The circuit block control, illustrated in Figure 6 (a), is a key part of self-timed, PSDF hardware implementation. At the beginning of a control iteration (the state labeled PARAM), the circuit block configures any dynamically managed parameters based on the current settings and tries to consume data from the buffer (CONS state). The controller will block in the CONS state until all data has arrived from the corresponding producer actor, and has been consumed for processing by the circuit block. Then the controller enters the EXE state and activates the function unit to process the input data and generate any output values. When the output data is ready, the prd circuit pushes it onto the corresponding output edges during the PRD state. Finally, after all output data has been written, the controller enters the DONE state. In the DONE state, if the firing count within the current loop execution matches the loop count, then the controller goes back to the PARAM state and waits for another circuit block iteration before proceeding; otherwise, the controller goes to the CONS state to consume tokens for the next firing. 
Case Study: Phase-Shift Keying
In this section, we demonstrate our PSDF-based design methodology using a reconfigurable phase-shift keying (PSK) application that can be configured as binary PSK (BPSK), quadrature PSK (QPSK) or 8PSK. We construct PSDF models of the modulator and demodulator for this system, and develop Java-based functional DIF code to specify the internal functionality of each actor. The resulting PSDF program is then simulated and tested using PSDFsim, and then hardware mapping is applied to the modulator to derive a Verilog implementation. HDL simulation and synthesis is then applied to validate the evaluate the derived hardware. Figure 7 illustrates our PSDF model of the targeted system for reconfigurable PSK. Here, D represents an input interface that injects samples from the incoming data stream into the dataflow graph; T and P are parameterized lookup tables; I1 is an actor that configures the consumption rate (based on M ) of T ; S2 and S4 provide trigonometric functions that are selected based on a dynamic parameter setting; I3 configures the production rate of P ; A is an adder; X12 and X34 are constant multipliers whose associated constants (scaling factors) are managed as dynamic parameters; and B is an output interface for the storing or further processing of the resulting binary sequence. The input interface D makes two copies of each input token on its output since two separate multiplications are required for each input sample. Our PSDF model involves a parameter M , which determines which form of PSK to employ. For M = 1, 2, 3, an SDF graph associated with BPSK, QPSK and 8PSK, respectively, is effectively activated. After the system model is constructed, we use a PSDFsim to simulate the system and validate the functionality for the different values of M . This initial simulation is performed assuming no distortion of data in the channel. Since channel quality is critical to the choice of PSK, we can modify actor C to model the noise in the channel and analyze the simulation results under different PSK configurations. PSDFsim enables such multi-mode application simulation to be executed in an integrated manner -i.e., as a single simulation that includes all PSK configurations along with simulation control functionality that dynamically changes the configuration.

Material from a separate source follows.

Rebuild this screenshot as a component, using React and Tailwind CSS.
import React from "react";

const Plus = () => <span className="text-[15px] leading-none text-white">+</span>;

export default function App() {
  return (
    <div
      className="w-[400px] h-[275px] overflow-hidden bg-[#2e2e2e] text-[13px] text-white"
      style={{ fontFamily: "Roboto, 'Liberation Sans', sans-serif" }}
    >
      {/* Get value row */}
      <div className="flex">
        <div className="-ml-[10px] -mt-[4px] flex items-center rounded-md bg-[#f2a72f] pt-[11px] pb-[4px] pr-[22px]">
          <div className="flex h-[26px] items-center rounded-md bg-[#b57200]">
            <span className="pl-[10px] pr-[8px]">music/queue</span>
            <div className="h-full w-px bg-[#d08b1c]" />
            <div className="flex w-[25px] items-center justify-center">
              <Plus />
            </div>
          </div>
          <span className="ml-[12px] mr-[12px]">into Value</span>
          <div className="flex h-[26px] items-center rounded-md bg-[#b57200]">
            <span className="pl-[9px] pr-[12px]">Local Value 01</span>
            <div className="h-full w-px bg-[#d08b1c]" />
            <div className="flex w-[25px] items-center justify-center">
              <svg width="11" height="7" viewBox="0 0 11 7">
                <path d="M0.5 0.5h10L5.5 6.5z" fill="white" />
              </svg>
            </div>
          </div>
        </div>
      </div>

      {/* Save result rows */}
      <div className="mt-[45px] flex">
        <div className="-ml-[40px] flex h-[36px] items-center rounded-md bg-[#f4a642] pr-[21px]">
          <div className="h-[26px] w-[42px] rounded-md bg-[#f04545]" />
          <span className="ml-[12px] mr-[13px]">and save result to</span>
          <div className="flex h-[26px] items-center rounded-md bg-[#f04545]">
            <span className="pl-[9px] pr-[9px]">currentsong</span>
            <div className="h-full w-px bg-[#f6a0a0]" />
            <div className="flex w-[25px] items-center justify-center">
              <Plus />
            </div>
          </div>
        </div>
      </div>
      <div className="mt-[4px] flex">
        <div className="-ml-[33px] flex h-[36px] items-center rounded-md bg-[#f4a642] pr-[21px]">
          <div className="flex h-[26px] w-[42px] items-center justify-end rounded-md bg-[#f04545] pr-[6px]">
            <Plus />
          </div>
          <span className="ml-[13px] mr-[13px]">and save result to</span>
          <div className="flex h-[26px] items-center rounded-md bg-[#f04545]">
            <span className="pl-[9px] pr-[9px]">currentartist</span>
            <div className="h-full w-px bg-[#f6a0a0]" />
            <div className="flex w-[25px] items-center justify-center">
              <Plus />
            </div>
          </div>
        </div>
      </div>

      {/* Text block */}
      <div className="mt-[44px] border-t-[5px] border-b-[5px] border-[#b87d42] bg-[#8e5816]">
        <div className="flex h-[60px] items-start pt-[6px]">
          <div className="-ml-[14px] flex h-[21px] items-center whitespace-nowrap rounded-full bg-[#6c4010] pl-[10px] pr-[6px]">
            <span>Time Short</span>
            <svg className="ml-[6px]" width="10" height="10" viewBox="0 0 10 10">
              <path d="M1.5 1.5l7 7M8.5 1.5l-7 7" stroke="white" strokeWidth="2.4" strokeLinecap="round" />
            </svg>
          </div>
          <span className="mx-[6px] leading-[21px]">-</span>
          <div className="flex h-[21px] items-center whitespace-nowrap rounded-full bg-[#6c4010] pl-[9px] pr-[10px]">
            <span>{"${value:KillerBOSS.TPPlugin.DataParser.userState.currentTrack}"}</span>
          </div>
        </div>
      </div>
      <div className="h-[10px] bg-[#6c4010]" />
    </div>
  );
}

Our hardware mapping of the modulator is illustrated in Figure 8 . Here, the filler block represents an actor that is inserted to help maintain PSDF operational semantics. Since the init and subinit graphs here both contain one node each, their associated graph controllers can be removed. Note also that the circuit blocks associated with blocks T and X12 are parameterized and receive parameter value updates from circuit blocks I1 and S2 . This case is implemented manually; however, the implementation is such that all controllers can be reused easily in future designs. A comparison of the simulation time for the PSK modulator between PSDFsim and ModelSim SE 6.5 is shown in Table 2 . The time required by PSDFsim to compute the dataflow graph schedule is not included in the time reported here for PSDFsim. This is because this schedule computation is not specific to a single simulation -the schedule can be reused across multiple simulations for the same dataflow graph. The derived schedule is also an important part of the hardware mapping process, and is used (without any recomputation effort) by the lower level, ModelSim simulation. The time taken by PSDFsim in our experiments to compute the schedule for the PSK system is 125 ms.

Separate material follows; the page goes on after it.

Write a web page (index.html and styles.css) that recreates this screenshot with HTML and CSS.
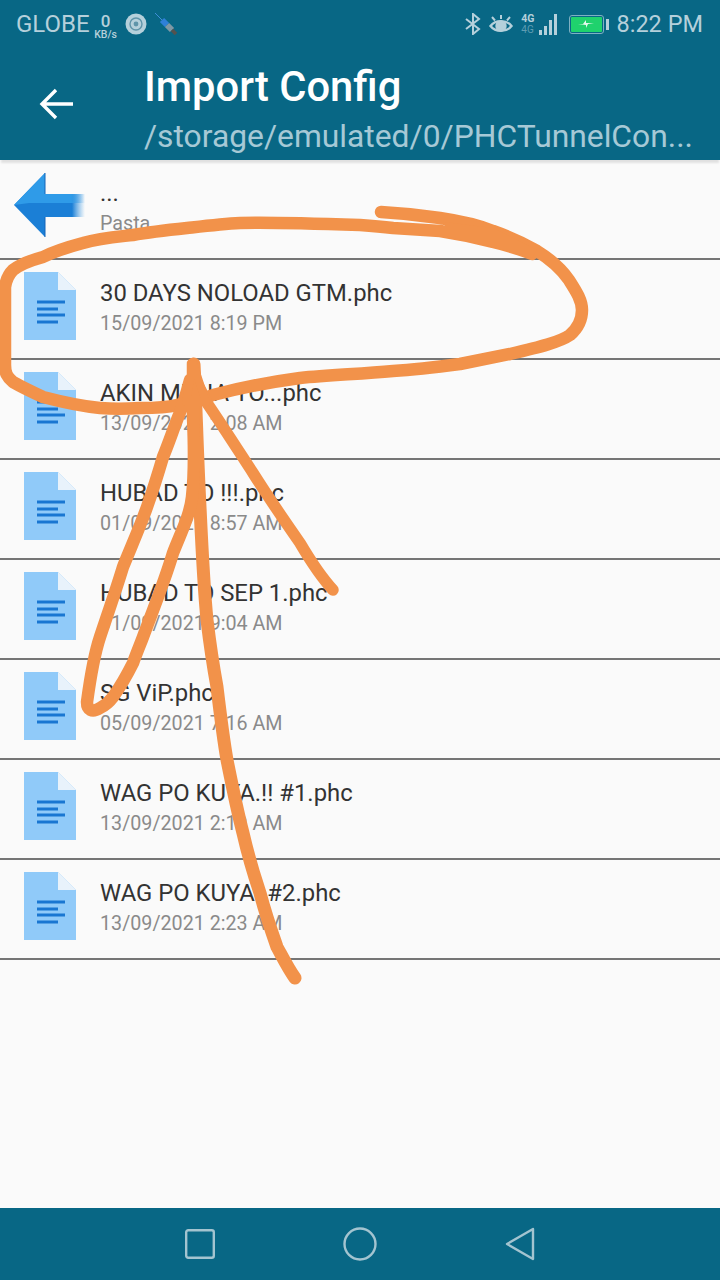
FILE: index.html

```html
<!DOCTYPE html>
<html lang="en">
<head>
    <meta charset="UTF-8">
    <meta name="viewport" content="width=device-width, initial-scale=1.0">
    <title>Import Config</title>
    <link rel="stylesheet" href="styles.css">
</head>
<body>
<div class="screen">
    <!-- status bar -->
    <div class="status-bar">
        <div class="status-left">
            <span class="carrier">GLOBE</span>
            <span class="speed"><b>0</b><i>KB/s</i></span>
            <svg class="ic-disc" width="22" height="22" viewBox="0 0 22 22"><circle cx="11" cy="11" r="10.5" fill="#b5d0db"/><circle cx="11" cy="11" r="6" fill="none" stroke="#5f94a9" stroke-width="1.4"/><circle cx="11" cy="11" r="2.4" fill="#5f94a9"/></svg>
            <svg class="ic-syringe" width="24" height="24" viewBox="0 0 24 24" fill="none"><path d="M1 1l7 7" stroke="#3f8fd8" stroke-width="1"/><path d="M8 8l5 5" stroke="#2f80d8" stroke-width="6"/><path d="M13 13l5 5" stroke="#7f98a5" stroke-width="6"/><path d="M18 18l4 4" stroke="#54524e" stroke-width="3.5"/></svg>
        </div>
        <div class="status-right">
            <svg class="ic-bt" width="16" height="22" viewBox="0 0 16 22" fill="none" stroke="#b5d0db" stroke-width="2"><path d="M1 6l13 10-6 5V1l6 5L1 16"/></svg>
            <svg class="ic-eye" width="24" height="19" viewBox="0 0 24 19" fill="none" stroke="#b5d0db" stroke-width="2.4"><path d="M1.500 11c5-6.500 16-6.500 21 0-5 6.500-16 6.500-21 0z"/><circle cx="12" cy="11" r="4.500" fill="#b5d0db"/><path d="M3 2l3 3.500M21 2l-3 3.500M12 0v4" stroke-width="2"/></svg>
            <span class="net">
                <span class="net-label"><b>4G</b><i>4G</i></span>
                <span class="bars"><u class="b1"></u><u class="b2"></u><u class="b3"></u><u class="b4"></u></span>
            </span>
            <span class="battery"><span class="battery-body"><svg width="16" height="8" viewBox="0 0 16 8"><path d="M0 4h5l3-4v3h8l-6 1-2 4V5z" fill="#e4f8ec"/></svg></span><span class="battery-tip"></span></span>
            <span class="clock">8:22 PM</span>
        </div>
    </div>

    <!-- toolbar -->
    <header class="toolbar">
        <svg class="back" width="36" height="32" viewBox="0 0 36 32" fill="none" stroke="#fff" stroke-width="3.400"><path d="M34 16H4M17 2L3 16l14 14"/></svg>
        <div class="toolbar-text">
            <h1>Import Config</h1>
            <p>/storage/emulated/0/PHCTunnelCon...</p>
        </div>
    </header>

    <div class="file-list">
        <div class="row">
            <svg class="row-icon" width="72" height="68" viewBox="0 0 72 68">
                <defs><linearGradient id="tail" gradientUnits="userSpaceOnUse" x1="0" x2="72" y1="0" y2="0"><stop offset="0.82" stop-color="#1b7fd6"/><stop offset="1" stop-color="#4da3e6" stop-opacity="0"/></linearGradient>
                <linearGradient id="glow" gradientUnits="userSpaceOnUse" x1="0" x2="72" y1="0" y2="0"><stop offset="0.8" stop-color="#2f9be8"/><stop offset="1" stop-color="#4da3e6" stop-opacity="0"/></linearGradient></defs>
                <path d="M1 33L32 1V22H72V45H32V65z" fill="url(#tail)"/>
                <path d="M1 33L32 1V22H72V31H16z" fill="url(#glow)"/>
                <path d="M32 1V22M32 45V65" stroke="#1565b8" stroke-width="1"/>
            </svg>
            <div class="row-text">
                <div class="name">...</div>
                <div class="sub">Pasta</div>
            </div>
        </div>
        <div class="row">
            <svg class="row-icon" width="52" height="68" viewBox="0 0 52 68"><use href="#doc"/></svg>
            <div class="row-text"><div class="name">30 DAYS NOLOAD GTM.phc</div><div class="sub">15/09/2021 8:19 PM</div></div>
        </div>
        <div class="row">
            <svg class="row-icon" width="52" height="68" viewBox="0 0 52 68"><use href="#doc"/></svg>
            <div class="row-text"><div class="name">AKIN MUNA TO...phc</div><div class="sub">13/09/2021 2:08 AM</div></div>
        </div>
        <div class="row">
            <svg class="row-icon" width="52" height="68" viewBox="0 0 52 68"><use href="#doc"/></svg>
            <div class="row-text"><div class="name">HUBAD TO !!!.phc</div><div class="sub">01/09/2021 8:57 AM</div></div>
        </div>
        <div class="row">
            <svg class="row-icon" width="52" height="68" viewBox="0 0 52 68"><use href="#doc"/></svg>
            <div class="row-text"><div class="name">HUBAD TO SEP 1.phc</div><div class="sub">01/09/2021 9:04 AM</div></div>
        </div>
        <div class="row">
            <svg class="row-icon" width="52" height="68" viewBox="0 0 52 68"><use href="#doc"/></svg>
            <div class="row-text"><div class="name">SG ViP.phc</div><div class="sub">05/09/2021 7:16 AM</div></div>
        </div>
        <div class="row">
            <svg class="row-icon" width="52" height="68" viewBox="0 0 52 68"><use href="#doc"/></svg>
            <div class="row-text"><div class="name">WAG PO KUYA.!! #1.phc</div><div class="sub">13/09/2021 2:19 AM</div></div>
        </div>
        <div class="row">
            <svg class="row-icon" width="52" height="68" viewBox="0 0 52 68"><use href="#doc"/></svg>
            <div class="row-text"><div class="name">WAG PO KUYA..#2.phc</div><div class="sub">13/09/2021 2:23 AM</div></div>
        </div>
    </div>

    <!-- nav bar -->
    <nav class="nav-bar">
        <svg width="30" height="30" viewBox="0 0 30 30" fill="none" stroke="#a3c4d0" stroke-width="2.400"><rect x="1.200" y="1.200" width="27.600" height="27.600" rx="2"/></svg>
        <svg width="34" height="34" viewBox="0 0 34 34" fill="none" stroke="#a3c4d0" stroke-width="2.400"><circle cx="17" cy="17" r="15.500"/></svg>
        <svg width="30" height="34" viewBox="0 0 30 34" fill="none" stroke="#a3c4d0" stroke-width="2.400" stroke-linejoin="round"><path d="M28 2L2 17l26 15z"/></svg>
    </nav>

    <!-- hand drawn marks on top of the screenshot -->
    <svg class="scribble" width="720" height="1280" viewBox="0 0 720 1280" fill="none" stroke="#f2924a" stroke-linecap="round" stroke-linejoin="round">
        <!-- big circle round the second row -->
        <path stroke-width="12.500" d="M381 212C400 213 420 215 440 218C460 221 478 225 493 231C510 237 525 244 537 251C550 259 562 270 569 280C576 291 582 300 582 310C582 320 578 328 570 335C560 342 540 347 510 354C490 358 475 361 460 364C430 368 410 370 393 371C360 374 330 375 300 378C270 382 240 388 213 395C200 400 190 403 177 405C165 408 150 408 140 408C125 409 112 409 100 408C80 406 62 402 43 397C30 391 20 386 13 382C7 377 5 373 5 365L5 287C6 280 8 275 13 270C22 263 32 260 43 257C55 251 68 247 83 243C100 238 115 237 133 235C150 232 168 230 187 228C205 226 222 224 240 223C270 222 300 223 360 225C375 226 385 227 393 228C410 229 425 230 440 231C460 234 478 238 493 242C510 246 522 250 532 254"/>
        <!-- the two passes run together on the right -->
        <path stroke="none" fill="#f2924a" d="M445 222L493 228L537 250L532 258L493 247L445 236z"/>
        <!-- arrow: long line -->
        <path stroke-width="13" d="M194 364C196 400 197 450 200 507C202 550 204 590 207 620C210 645 213 665 217 687C220 712 223 737 227 760C232 785 237 810 243 833C248 855 254 875 260 893C265 912 271 930 277 947C283 958 289 970 295 978"/>
        <!-- arrow: loop on the left -->
        <path stroke-width="12.500" d="M190 380C186 395 182 408 177 420C172 433 168 445 163 457C158 474 153 490 147 507C140 527 131 547 123 567C116 590 108 613 100 637C94 655 90 680 87 702C87 710 92 713 100 708C108 704 110 701 113 697C120 687 127 675 133 663C137 652 140 645 143 637C153 610 165 580 173 553C182 530 190 515 192 497C195 470 194 440 193 417C193 400 193 380 193 364"/>
        <!-- arrow: right branch -->
        <path stroke-width="11.500" d="M198 385C202 392 204 397 207 403C222 425 238 450 253 473C268 497 284 520 300 543C310 560 322 578 333 590"/>
        <!-- where the strokes meet -->
        <path stroke-width="8" fill="#f2924a" d="M193 363L186 402L206 402z"/>
    </svg>

    <svg class="defs" width="0" height="0">
        <symbol id="doc" viewBox="0 0 52 68">
            <path d="M0 0h34l18 18v50H0z" fill="#90caf9"/>
            <path d="M34 0l18 18H34z" fill="#e8f2fb"/>
            <path d="M13 30h28M13 37h21M13 43h28M13 50h21" stroke="#1976d2" stroke-width="3"/>
        </symbol>
    </svg>
</div>
</body>
</html>
```

FILE: styles.css

```css
* {
    box-sizing: border-box;
}

body {
    margin: 0;
    font-family: 'Roboto', sans-serif;
    background-color: #fafafa;
}

.screen {
    position: relative;
    width: 720px;
    height: 1280px;
    overflow: hidden;
    display: flex;
    flex-direction: column;
}

/* status bar */
.status-bar {
    height: 52px;
    background-color: #086785;
    color: #b5d0db;
    display: flex;
    justify-content: space-between;
    align-items: center;
    padding: 0 17px 4px 16px;
}

.status-left,
.status-right {
    display: flex;
    align-items: center;
}

.carrier {
    font-size: 24px;
}

.speed {
    width: 24px;
    display: flex;
    flex-direction: column;
    align-items: center;
    margin: 4px 7px 0 4px;
    line-height: 1;
}

.speed b {
    font-size: 17px;
    font-weight: 500;
    line-height: 17px;
}

.speed i {
    font-style: normal;
    font-size: 10.5px;
    font-weight: 500;
    line-height: 10px;
    white-space: nowrap;
}

.ic-syringe {
    margin-left: 7px;
}

.ic-bt,
.ic-eye {
    margin-right: 8px;
}

.net {
    display: flex;
    align-items: flex-end;
    margin-right: 12px;
}

.net-label {
    display: flex;
    flex-direction: column;
    line-height: 1;
}

.net-label b {
    font-size: 10.5px;
    line-height: 12px;
    font-weight: 700;
}

.net-label i {
    font-style: normal;
    font-size: 10px;
    line-height: 10px;
    color: #5f9db3;
}

.bars {
    display: flex;
    align-items: flex-end;
    gap: 2px;
    margin-left: 4px;
}

.bars u {
    display: block;
    width: 3px;
    background-color: #b5d0db;
}

.b1 { height: 5px; }
.b2 { height: 9px; }
.b3 { height: 15px; }
.b4 { height: 21px; }

.battery {
    display: flex;
    align-items: center;
    margin-right: 8px;
}

.battery-body {
    width: 35px;
    height: 19px;
    border: 1px solid #7fb0c2;
    border-radius: 3px;
    background-color: #1fd26d;
    background-clip: content-box;
    padding: 1px;
    display: flex;
    align-items: center;
    justify-content: center;
}

.battery-tip {
    width: 3px;
    height: 11px;
    margin-left: 2px;
    background-color: #b5d0db;
}

.clock {
    font-size: 23.5px;
}

/* toolbar */
.toolbar {
    height: 108px;
    background-color: #086785;
    display: flex;
    padding-left: 39px;
    box-shadow: 0 4px 2px -1px rgba(0, 0, 0, 0.1);
    position: relative;
}

.back {
    margin-top: 36px;
}

.toolbar-text {
    margin-left: 69px;
    min-width: 0;
}

.toolbar-text h1 {
    margin: 12px 0 0;
    font-size: 41.7px;
    line-height: 46px;
    font-weight: 500;
    color: #fff;
}

.toolbar-text p {
    margin: 8px 0 0;
    font-size: 31.8px;
    line-height: 36px;
    color: #a6c9d6;
    white-space: nowrap;
}

/* file rows */
.file-list {
    flex: 1;
}

.row {
    height: 100px;
    border-bottom: 2px solid #757575;
    display: flex;
    align-items: flex-start;
    padding: 12px 0 0 24px;
}

.row-icon {
    flex: none;
}

.row-text {
    margin-left: 24px;
    padding-top: 6px;
}

.row:first-child {
    padding-left: 13px;
}

.row:first-child .row-text {
    margin-left: 15px;
}

.name {
    font-size: 23.85px;
    line-height: 30px;
    color: #333;
}

.sub {
    font-size: 19.7px;
    line-height: 30px;
    margin-top: 1px;
    color: #8a8a8a;
}

/* nav bar */
.nav-bar {
    height: 72px;
    background-color: #086785;
    display: flex;
    align-items: center;
    justify-content: center;
    gap: 128px;
}

/* over everything else */
.scribble {
    position: absolute;
    left: 0;
    top: 0;
}

.defs {
    position: absolute;
}
```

The improvements in simulation time using PSDFsim help to demonstrate the utility of using PSDF for rapid prototyping and early-stage design. In particular, PSDF allows for faster simulation and design exploration early in the design phase when the high level dataflow architecture is being developed, and detailed HDL simulation (e.g., that provided by ModelSim) is not needed. Note that these experiments are based on an initial Javabased implementation of PSDFsim that has not been optimized for speed. We expect that with optimization for speed, the simulation time speedup achieved using PSDFsim can be improved significantly.

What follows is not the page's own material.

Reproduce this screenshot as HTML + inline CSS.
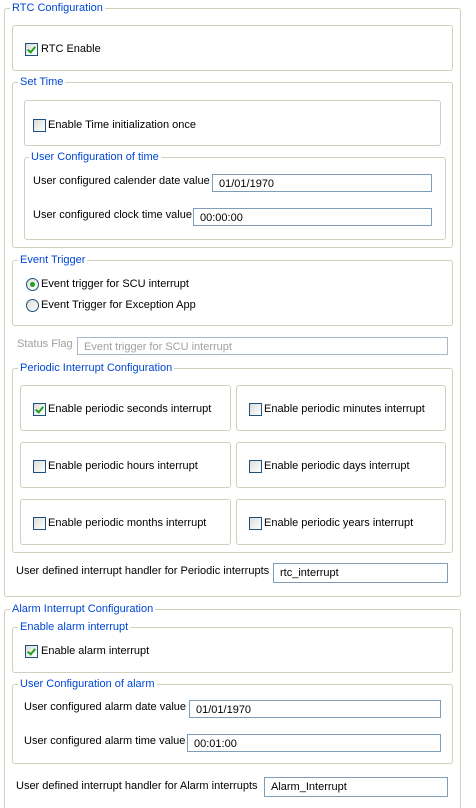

To provide an area comparison, we instantiate three separate PSK circuits that support BPSK, QPSK and 8PSK individually using SDF-based models. We compare this pure-SDF-based implementation with our PSDF implementation that is derived using PSDFsim and our proposed design methodology. Synthesis results generated by the Cadence Encounter RTL Compiler are shown in Table 2 . Although there is some area overhead in the PSDF implementation due to the controllers and auxiliary circuits used for the init and subinit graphs, this overhead is more than compensated for by the hardware reuse that is facilitated by the flexible, dynamic parameterization capabilities of PSDF. 
Conclusion
We have demonstrated a design methodology and associated simulation tool, PSDFsim, for design and implementation of reconfigurable signal processing systems. We have demonstrate the use of these methods to help streamline the processes of rapid prototyping, design exploration, and implementation. Our experiments show improvements in simulation efficiency and in the quality of synthesized solutions. Furthermore, in contrast to ad-hoc techniques for applying dynamic parameter control to SDF graphs or other kinds of design subsystems, the PSDF-based approach that we present provides for well-structured integration of parameter management into the SDF framework. This leads to more efficient and reliable techniques for hardware design and implementation.
We plan to release PSDFsim as part of the DIF project [10, 15] , which provides open-access tools -primarily in the form of Java-based jar files -that can be used for compiling, analyzing, and extending specifications in the dataflow interchange format (the DIF language).